Our cause commends itself. But it is also commended by our candidates. In all that makes the eminent civilian or the accomplished statesman fit for the responsibilities of government, they will proudly compare with any of their competitors, while they are dear to our hearts as able, well-tried, loyal supporters of those vital principles of Freedom which we seek to establish under the Constitution of the United States. In the Senate, Mr. Hale is admitted to be foremost in aptitude and readiness of debate, whether in the general legislation of the country, or in the constant and valiant championship of our cause. His genial and sun-like nature irradiates the antagonism of political controversy, while his active and practical mind, richly stored with various experience, never fails to render good service.

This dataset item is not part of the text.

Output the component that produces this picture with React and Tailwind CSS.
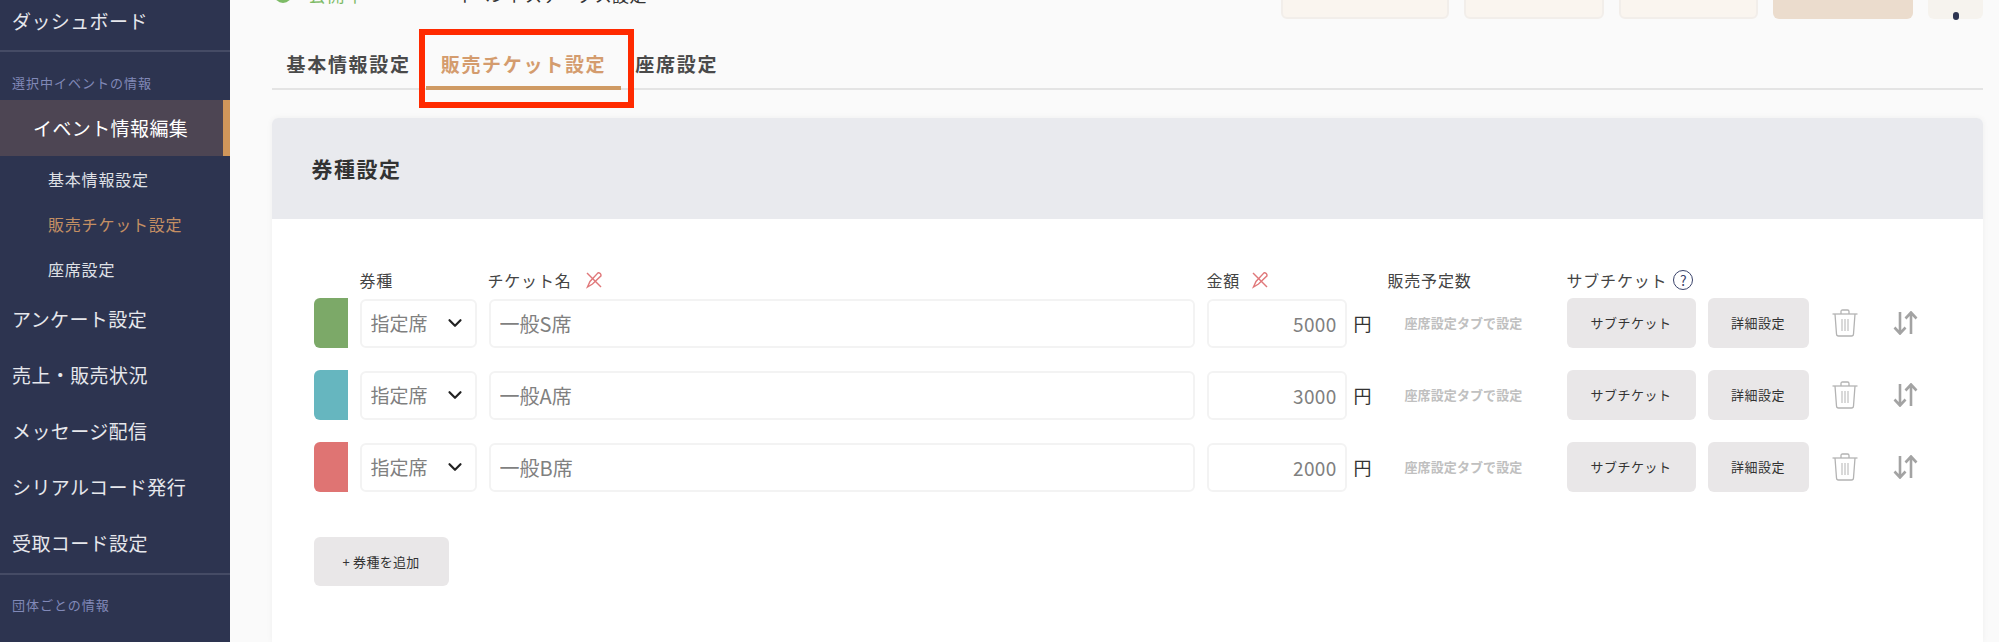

Of Mr. Julian, our candidate for the Vice-Presidency, let me say simply that, in ability and devotion to our principles, he is a worthy compeer of Mr. Hale. To vote for such men will itself be a pleasure. But it will be doubly so when we reflect that in this way we bear our testimony to a noble cause, with which the happiness, welfare and fame of our country are indissolubly connected.

With such a cause and such candidates, let no man be disheartened. The tempest may blow, but ours is a life-boat which cannot be harmed by wind or wave. The genius of Liberty sits at the helm. I hear her voice of cheer saying, ‘Whoso sails with me comes to shore.’